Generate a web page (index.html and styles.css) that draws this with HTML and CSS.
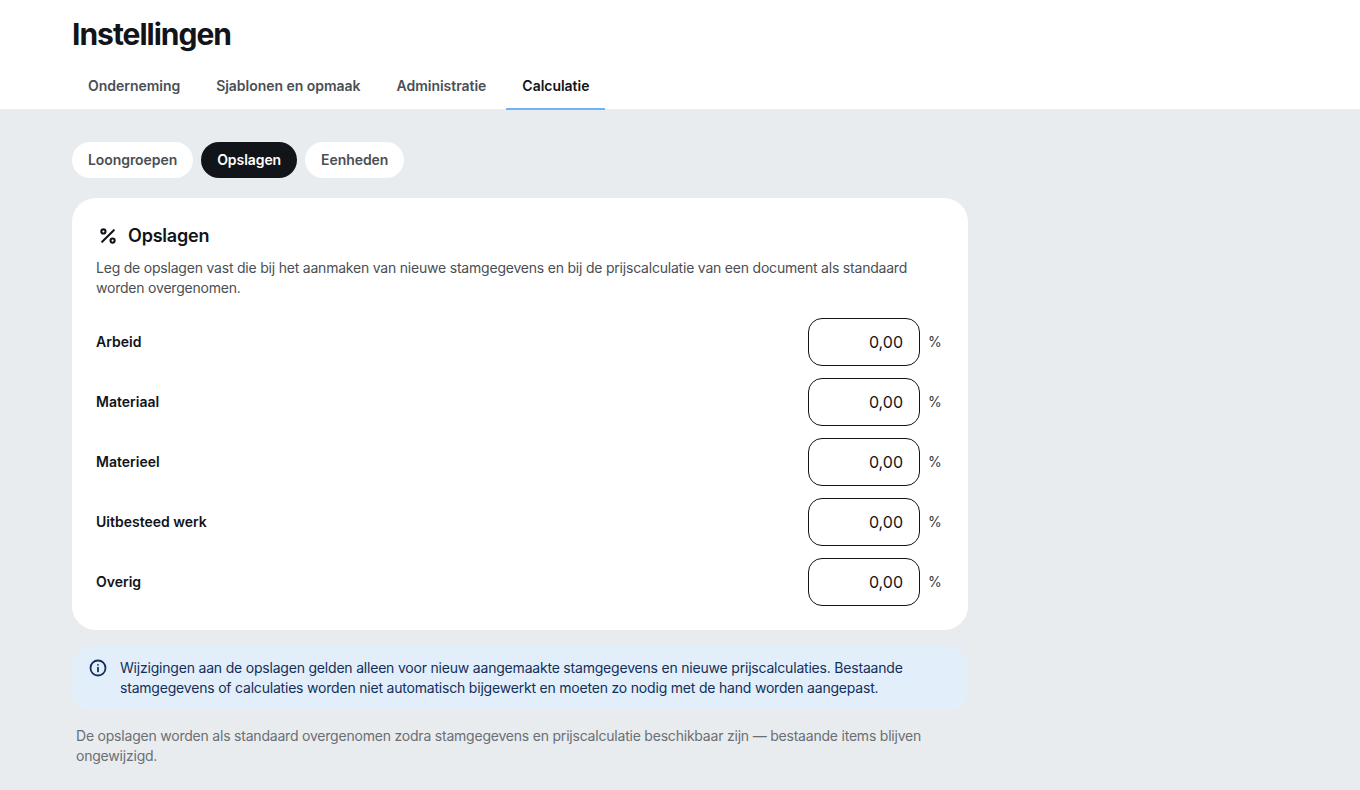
FILE: index.html
```html
<!DOCTYPE html>
<html lang="nl">
<head>
<meta charset="utf-8">
<title>Instellingen</title>
<link rel="stylesheet" href="styles.css">
</head>
<body>
<header class="topbar">
  <h1 class="page-title">Instellingen</h1>
  <nav class="tabs">
    <a class="tab">Onderneming</a>
    <a class="tab">Sjablonen en opmaak</a>
    <a class="tab">Administratie</a>
    <a class="tab tab-active">Calculatie</a>
  </nav>
</header>
<main class="content">
  <div class="pills">
    <a class="pill">Loongroepen</a>
    <a class="pill pill-active">Opslagen</a>
    <a class="pill">Eenheden</a>
  </div>
  <section class="card">
    <h2 class="card-title">
      <svg class="title-icon" viewBox="0 0 24 24" fill="none" stroke="currentColor" stroke-width="2.5" stroke-linecap="round"><line x1="19" y1="5" x2="5" y2="19"/><circle cx="6.5" cy="6.5" r="2.5"/><circle cx="17.5" cy="17.5" r="2.5"/></svg>
      Opslagen
    </h2>
    <p class="card-desc">Leg de opslagen vast die bij het aanmaken van nieuwe stamgegevens en bij de prijscalculatie van een document als standaard worden overgenomen.</p>
    <div class="rows">
      <div class="row"><span class="row-label">Arbeid</span><span class="field"><span class="input">0,00</span><span class="unit">%</span></span></div>
      <div class="row"><span class="row-label">Materiaal</span><span class="field"><span class="input">0,00</span><span class="unit">%</span></span></div>
      <div class="row"><span class="row-label">Materieel</span><span class="field"><span class="input">0,00</span><span class="unit">%</span></span></div>
      <div class="row"><span class="row-label">Uitbesteed werk</span><span class="field"><span class="input">0,00</span><span class="unit">%</span></span></div>
      <div class="row"><span class="row-label">Overig</span><span class="field"><span class="input">0,00</span><span class="unit">%</span></span></div>
    </div>
  </section>
  <div class="notice">
    <svg class="notice-icon" viewBox="0 0 24 24" fill="none" stroke="currentColor" stroke-width="2.4" stroke-linecap="round"><circle cx="12" cy="12" r="10"/><line x1="12" y1="16.5" x2="12" y2="11.5"/><line x1="12" y1="7.8" x2="12.01" y2="7.8"/></svg>
    <p class="notice-text">Wijzigingen aan de opslagen gelden alleen voor nieuw aangemaakte stamgegevens en nieuwe prijscalculaties. Bestaande stamgegevens of calculaties worden niet automatisch bijgewerkt en moeten zo nodig met de hand worden aangepast.</p>
  </div>
  <p class="footnote">De opslagen worden als standaard overgenomen zodra stamgegevens en prijscalculatie beschikbaar zijn — bestaande items blijven ongewijzigd.</p>
</main>
</body>
</html>
```
FILE: styles.css
```css
* { box-sizing: border-box; }
html, body { margin: 0; height: 100%; }
body {
  font-family: Inter, "Liberation Sans", sans-serif;
  background: #e8ecef;
  color: #111418;
  overflow: hidden;
}
.topbar {
  background: #fff;
  height: 109px;
  padding: 0 72px;
}
.page-title {
  margin: 0;
  padding-top: 15px;
  font-size: 30px;
  line-height: 38px;
  font-weight: 700;
  letter-spacing: -1px;
  height: 66px;
}
.tabs { display: flex; gap: 4px; height: 44px; }
.tab {
  padding: 0 16px;
  font-size: 14px;
  font-weight: 600;
  line-height: 40px;
  letter-spacing: -0.03px;
  color: #4a4f55;
  height: 44px;
}
.tab-active { color: #111418; border-bottom: 2px solid #70b0f5; }
.content { padding: 33px 72px 0; width: 1040px; }
.pills { display: flex; gap: 8px; }
.pill {
  height: 36px;
  padding: 0 16px;
  border-radius: 18px;
  background: #fff;
  font-size: 14px;
  font-weight: 600;
  line-height: 36px;
  letter-spacing: -0.07px;
  color: #4a4f55;
}
.pill-active { background: #111418; color: #fff; }
.card {
  margin-top: 20px;
  background: #fff;
  border-radius: 24px;
  padding: 24px;
  height: 432px;
}
.card-title {
  display: flex;
  align-items: center;
  gap: 8px;
  margin: 0;
  font-size: 18px;
  line-height: 28px;
  font-weight: 600;
  letter-spacing: -0.2px;
}
.title-icon { width: 24px; height: 24px; padding: 2px; }
.card-desc {
  margin: 8px 0 0;
  font-size: 14px;
  line-height: 20px;
  letter-spacing: -0.21px;
  color: #4a4f55;
}
.rows { margin-top: 20px; display: flex; flex-direction: column; gap: 12px; }
.row { display: flex; justify-content: space-between; align-items: center; height: 48px; }
.row-label { font-size: 14px; font-weight: 600; line-height: 20px; }
.field { display: flex; align-items: center; gap: 8px; }
.input {
  width: 112px;
  height: 48px;
  border: 1px solid #111418;
  border-radius: 14px;
  padding: 0 16px;
  text-align: right;
  font-size: 16px;
  line-height: 46px;
}
.unit { font-size: 14px; line-height: 20px; color: #33373c; width: 16px; }
.notice {
  margin-top: 16px;
  display: flex;
  gap: 12px;
  padding: 12px 16px;
  background: #e2eefa;
  border-radius: 20px;
  color: #12305a;
}
.notice-icon { width: 20px; height: 20px; padding: 1px; flex: none; }
.notice-text { margin: 0; font-size: 14px; line-height: 20px; letter-spacing: -0.2px; }
.footnote {
  margin: 16px 0 0;
  padding: 0 4px;
  font-size: 14px;
  line-height: 20px;
  letter-spacing: -0.21px;
  color: #6a6f75;
}
```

### YOUR OBJECTIVE
All of the lines above should be printed exactly, minus the pictures.

### ANSWER TO THIS TASK
Generate a web page (index.html and styles.css) that draws this with HTML and CSS.
FILE: index.html
```html
<!DOCTYPE html>
<html lang="nl">
<head>
<meta charset="utf-8">
<title>Instellingen</title>
<link rel="stylesheet" href="styles.css">
</head>
<body>
<header class="topbar">
  <h1 class="page-title">Instellingen</h1>
  <nav class="tabs">
    <a class="tab">Onderneming</a>
    <a class="tab">Sjablonen en opmaak</a>
    <a class="tab">Administratie</a>
    <a class="tab tab-active">Calculatie</a>
  </nav>
</header>
<main class="content">
  <div class="pills">
    <a class="pill">Loongroepen</a>
    <a class="pill pill-active">Opslagen</a>
    <a class="pill">Eenheden</a>
  </div>
  <section class="card">
    <h2 class="card-title">
      <svg class="title-icon" viewBox="0 0 24 24" fill="none" stroke="currentColor" stroke-width="2.5" stroke-linecap="round"><line x1="19" y1="5" x2="5" y2="19"/><circle cx="6.5" cy="6.5" r="2.5"/><circle cx="17.5" cy="17.5" r="2.5"/></svg>
      Opslagen
    </h2>
    <p class="card-desc">Leg de opslagen vast die bij het aanmaken van nieuwe stamgegevens en bij de prijscalculatie van een document als standaard worden overgenomen.</p>
    <div class="rows">
      <div class="row"><span class="row-label">Arbeid</span><span class="field"><span class="input">0,00</span><span class="unit">%</span></span></div>
      <div class="row"><span class="row-label">Materiaal</span><span class="field"><span class="input">0,00</span><span class="unit">%</span></span></div>
      <div class="row"><span class="row-label">Materieel</span><span class="field"><span class="input">0,00</span><span class="unit">%</span></span></div>
      <div class="row"><span class="row-label">Uitbesteed werk</span><span class="field"><span class="input">0,00</span><span class="unit">%</span></span></div>
      <div class="row"><span class="row-label">Overig</span><span class="field"><span class="input">0,00</span><span class="unit">%</span></span></div>
    </div>
  </section>
  <div class="notice">
    <svg class="notice-icon" viewBox="0 0 24 24" fill="none" stroke="currentColor" stroke-width="2.4" stroke-linecap="round"><circle cx="12" cy="12" r="10"/><line x1="12" y1="16.5" x2="12" y2="11.5"/><line x1="12" y1="7.8" x2="12.01" y2="7.8"/></svg>
    <p class="notice-text">Wijzigingen aan de opslagen gelden alleen voor nieuw aangemaakte stamgegevens en nieuwe prijscalculaties. Bestaande stamgegevens of calculaties worden niet automatisch bijgewerkt en moeten zo nodig met de hand worden aangepast.</p>
  </div>
  <p class="footnote">De opslagen worden als standaard overgenomen zodra stamgegevens en prijscalculatie beschikbaar zijn — bestaande items blijven ongewijzigd.</p>
</main>
</body>
</html>
```
FILE: styles.css
```css
* { box-sizing: border-box; }
html, body { margin: 0; height: 100%; }
body {
  font-family: Inter, "Liberation Sans", sans-serif;
  background: #e8ecef;
  color: #111418;
  overflow: hidden;
}
.topbar {
  background: #fff;
  height: 109px;
  padding: 0 72px;
}
.page-title {
  margin: 0;
  padding-top: 15px;
  font-size: 30px;
  line-height: 38px;
  font-weight: 700;
  letter-spacing: -1px;
  height: 66px;
}
.tabs { display: flex; gap: 4px; height: 44px; }
.tab {
  padding: 0 16px;
  font-size: 14px;
  font-weight: 600;
  line-height: 40px;
  letter-spacing: -0.03px;
  color: #4a4f55;
  height: 44px;
}
.tab-active { color: #111418; border-bottom: 2px solid #70b0f5; }
.content { padding: 33px 72px 0; width: 1040px; }
.pills { display: flex; gap: 8px; }
.pill {
  height: 36px;
  padding: 0 16px;
  border-radius: 18px;
  background: #fff;
  font-size: 14px;
  font-weight: 600;
  line-height: 36px;
  letter-spacing: -0.07px;
  color: #4a4f55;
}
.pill-active { background: #111418; color: #fff; }
.card {
  margin-top: 20px;
  background: #fff;
  border-radius: 24px;
  padding: 24px;
  height: 432px;
}
.card-title {
  display: flex;
  align-items: center;
  gap: 8px;
  margin: 0;
  font-size: 18px;
  line-height: 28px;
  font-weight: 600;
  letter-spacing: -0.2px;
}
.title-icon { width: 24px; height: 24px; padding: 2px; }
.card-desc {
  margin: 8px 0 0;
  font-size: 14px;
  line-height: 20px;
  letter-spacing: -0.21px;
  color: #4a4f55;
}
.rows { margin-top: 20px; display: flex; flex-direction: column; gap: 12px; }
.row { display: flex; justify-content: space-between; align-items: center; height: 48px; }
.row-label { font-size: 14px; font-weight: 600; line-height: 20px; }
.field { display: flex; align-items: center; gap: 8px; }
.input {
  width: 112px;
  height: 48px;
  border: 1px solid #111418;
  border-radius: 14px;
  padding: 0 16px;
  text-align: right;
  font-size: 16px;
  line-height: 46px;
}
.unit { font-size: 14px; line-height: 20px; color: #33373c; width: 16px; }
.notice {
  margin-top: 16px;
  display: flex;
  gap: 12px;
  padding: 12px 16px;
  background: #e2eefa;
  border-radius: 20px;
  color: #12305a;
}
.notice-icon { width: 20px; height: 20px; padding: 1px; flex: none; }
.notice-text { margin: 0; font-size: 14px; line-height: 20px; letter-spacing: -0.2px; }
.footnote {
  margin: 16px 0 0;
  padding: 0 4px;
  font-size: 14px;
  line-height: 20px;
  letter-spacing: -0.21px;
  color: #6a6f75;
}
```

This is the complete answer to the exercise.